*WRITTEN TASK*
Return each line of the listing below, unchanged, and omit the images.

*SUPPLIED INFORMATION*
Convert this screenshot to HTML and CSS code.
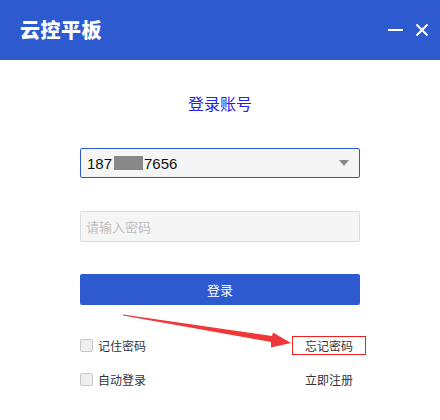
FILE: index.html
```html
<!DOCTYPE html>
<html lang="zh">
<head>
<meta charset="utf-8">
<link rel="stylesheet" href="styles.css">
</head>
<body>
<div class="window">
  <header class="titlebar">
    <div class="app-title">云控平板</div>
    <div class="win-controls">
      <svg class="ctl" width="16" height="14" viewBox="0 0 16 14"><line x1="0" y1="7" x2="15" y2="7" stroke="#fff" stroke-width="2"/></svg>
      <svg class="ctl" width="14" height="14" viewBox="0 0 14 14"><path d="M1.5 1.5 L12.5 12.5 M12.5 1.5 L1.5 12.5" stroke="#fff" stroke-width="2"/></svg>
    </div>
  </header>
  <main class="content">
    <div class="heading">登录账号</div>
    <div class="field select">
      <span class="num">187</span><span class="mask"></span><span class="num">7656</span>
      <span class="caret"></span>
    </div>
    <div class="field pwd">请输入密码</div>
    <button class="login-btn">登录</button>
    <div class="opt-row first">
      <label class="check"><span class="box"></span>记住密码</label>
      <span class="link forgot">忘记密码</span>
    </div>
    <div class="opt-row">
      <label class="check"><span class="box"></span>自动登录</label>
      <span class="link">立即注册</span>
    </div>
  </main>
  <svg class="arrow" width="440" height="420" viewBox="0 0 440 420">
    <polygon points="123,314.5 272,336 273,332.5 291,343 271,347.5 271,342 123,315.5" fill="#f0383a"/>
  </svg>
</div>
</body>
</html>
```
FILE: styles.css
```css
* { box-sizing: border-box; }
html, body { margin: 0; padding: 0; background: #fff; }
body {
  font-family: "Noto Sans CJK SC", "Liberation Sans", sans-serif;
  width: 440px;
  height: 420px;
  overflow: hidden;
}
.window { position: relative; width: 440px; height: 420px; background: #fff; }
.titlebar {
  height: 60px;
  background: #2e5ad0;
  display: flex;
  align-items: center;
  justify-content: space-between;
  padding: 0 11px 0 20px;
}
.app-title {
  color: #fff;
  font-size: 20px;
  font-weight: 900;
  letter-spacing: 0.5px;
  line-height: 20px;
  margin-top: 0px;
}
.win-controls { display: flex; align-items: center; gap: 11px; margin-top: 0px; }
.ctl { display: block; }
.content {
  padding: 32px 80px 0;
  display: flex;
  flex-direction: column;
}
.heading {
  text-align: center;
  color: #2222ee;
  font-size: 16px;
  line-height: 22px;
}
.field {
  height: 30px;
  background: #f5f5f5;
  border: 1px solid #dcdcdc;
  border-radius: 2px;
  display: flex;
  align-items: center;
}
.select {
  margin-top: 34px;
  border-color: #2e5ad0;
  padding-left: 6px;
  position: relative;
}
.num {
  font-family: "Liberation Sans", sans-serif;
  font-size: 15px;
  color: #111;
}
.mask {
  width: 29px;
  height: 14px;
  background: #888;
  margin: 0 1px 0 2px;
}
.caret {
  margin-left: auto;
  margin-right: 10px;
  width: 0; height: 0;
  border-left: 5px solid transparent;
  border-right: 5px solid transparent;
  border-top: 6px solid #8a8a8a;
}
.pwd {
  margin-top: 33px;
  height: 31px;
  padding-left: 5px;
  font-size: 13px;
  color: #c0c0c0;
}
.login-btn {
  margin-top: 32px;
  height: 31px;
  background: #2e5ad0;
  color: #fff;
  border: none;
  border-radius: 2px;
  font-family: "Noto Sans CJK SC", sans-serif;
  font-size: 13px;
  padding: 0;
}
.opt-row {
  display: flex;
  justify-content: space-between;
  align-items: center;
  height: 20px;
  margin-top: 14px;
  font-size: 12px;
  color: #333;
}
.opt-row.first { margin-top: 30px; }
.check { display: flex; align-items: center; gap: 5px; }
.box {
  width: 13px; height: 13px;
  background: #efefef;
  border: 1px solid #c8c8c8;
  border-radius: 2px;
}
.link { margin-right: 7px; position: relative; }
.forgot::after {
  content: "";
  position: absolute;
  left: -13px; right: -13px;
  top: -1px; bottom: -1px;
  border: 1px solid #f02020;
}
.arrow { position: absolute; left: 0; top: 0; pointer-events: none; }
```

*COMPLETE RESPONSE*
Convert this screenshot to HTML and CSS code.
FILE: index.html
```html
<!DOCTYPE html>
<html lang="zh">
<head>
<meta charset="utf-8">
<link rel="stylesheet" href="styles.css">
</head>
<body>
<div class="window">
  <header class="titlebar">
    <div class="app-title">云控平板</div>
    <div class="win-controls">
      <svg class="ctl" width="16" height="14" viewBox="0 0 16 14"><line x1="0" y1="7" x2="15" y2="7" stroke="#fff" stroke-width="2"/></svg>
      <svg class="ctl" width="14" height="14" viewBox="0 0 14 14"><path d="M1.5 1.5 L12.5 12.5 M12.5 1.5 L1.5 12.5" stroke="#fff" stroke-width="2"/></svg>
    </div>
  </header>
  <main class="content">
    <div class="heading">登录账号</div>
    <div class="field select">
      <span class="num">187</span><span class="mask"></span><span class="num">7656</span>
      <span class="caret"></span>
    </div>
    <div class="field pwd">请输入密码</div>
    <button class="login-btn">登录</button>
    <div class="opt-row first">
      <label class="check"><span class="box"></span>记住密码</label>
      <span class="link forgot">忘记密码</span>
    </div>
    <div class="opt-row">
      <label class="check"><span class="box"></span>自动登录</label>
      <span class="link">立即注册</span>
    </div>
  </main>
  <svg class="arrow" width="440" height="420" viewBox="0 0 440 420">
    <polygon points="123,314.5 272,336 273,332.5 291,343 271,347.5 271,342 123,315.5" fill="#f0383a"/>
  </svg>
</div>
</body>
</html>
```
FILE: styles.css
```css
* { box-sizing: border-box; }
html, body { margin: 0; padding: 0; background: #fff; }
body {
  font-family: "Noto Sans CJK SC", "Liberation Sans", sans-serif;
  width: 440px;
  height: 420px;
  overflow: hidden;
}
.window { position: relative; width: 440px; height: 420px; background: #fff; }
.titlebar {
  height: 60px;
  background: #2e5ad0;
  display: flex;
  align-items: center;
  justify-content: space-between;
  padding: 0 11px 0 20px;
}
.app-title {
  color: #fff;
  font-size: 20px;
  font-weight: 900;
  letter-spacing: 0.5px;
  line-height: 20px;
  margin-top: 0px;
}
.win-controls { display: flex; align-items: center; gap: 11px; margin-top: 0px; }
.ctl { display: block; }
.content {
  padding: 32px 80px 0;
  display: flex;
  flex-direction: column;
}
.heading {
  text-align: center;
  color: #2222ee;
  font-size: 16px;
  line-height: 22px;
}
.field {
  height: 30px;
  background: #f5f5f5;
  border: 1px solid #dcdcdc;
  border-radius: 2px;
  display: flex;
  align-items: center;
}
.select {
  margin-top: 34px;
  border-color: #2e5ad0;
  padding-left: 6px;
  position: relative;
}
.num {
  font-family: "Liberation Sans", sans-serif;
  font-size: 15px;
  color: #111;
}
.mask {
  width: 29px;
  height: 14px;
  background: #888;
  margin: 0 1px 0 2px;
}
.caret {
  margin-left: auto;
  margin-right: 10px;
  width: 0; height: 0;
  border-left: 5px solid transparent;
  border-right: 5px solid transparent;
  border-top: 6px solid #8a8a8a;
}
.pwd {
  margin-top: 33px;
  height: 31px;
  padding-left: 5px;
  font-size: 13px;
  color: #c0c0c0;
}
.login-btn {
  margin-top: 32px;
  height: 31px;
  background: #2e5ad0;
  color: #fff;
  border: none;
  border-radius: 2px;
  font-family: "Noto Sans CJK SC", sans-serif;
  font-size: 13px;
  padding: 0;
}
.opt-row {
  display: flex;
  justify-content: space-between;
  align-items: center;
  height: 20px;
  margin-top: 14px;
  font-size: 12px;
  color: #333;
}
.opt-row.first { margin-top: 30px; }
.check { display: flex; align-items: center; gap: 5px; }
.box {
  width: 13px; height: 13px;
  background: #efefef;
  border: 1px solid #c8c8c8;
  border-radius: 2px;
}
.link { margin-right: 7px; position: relative; }
.forgot::after {
  content: "";
  position: absolute;
  left: -13px; right: -13px;
  top: -1px; bottom: -1px;
  border: 1px solid #f02020;
}
.arrow { position: absolute; left: 0; top: 0; pointer-events: none; }
```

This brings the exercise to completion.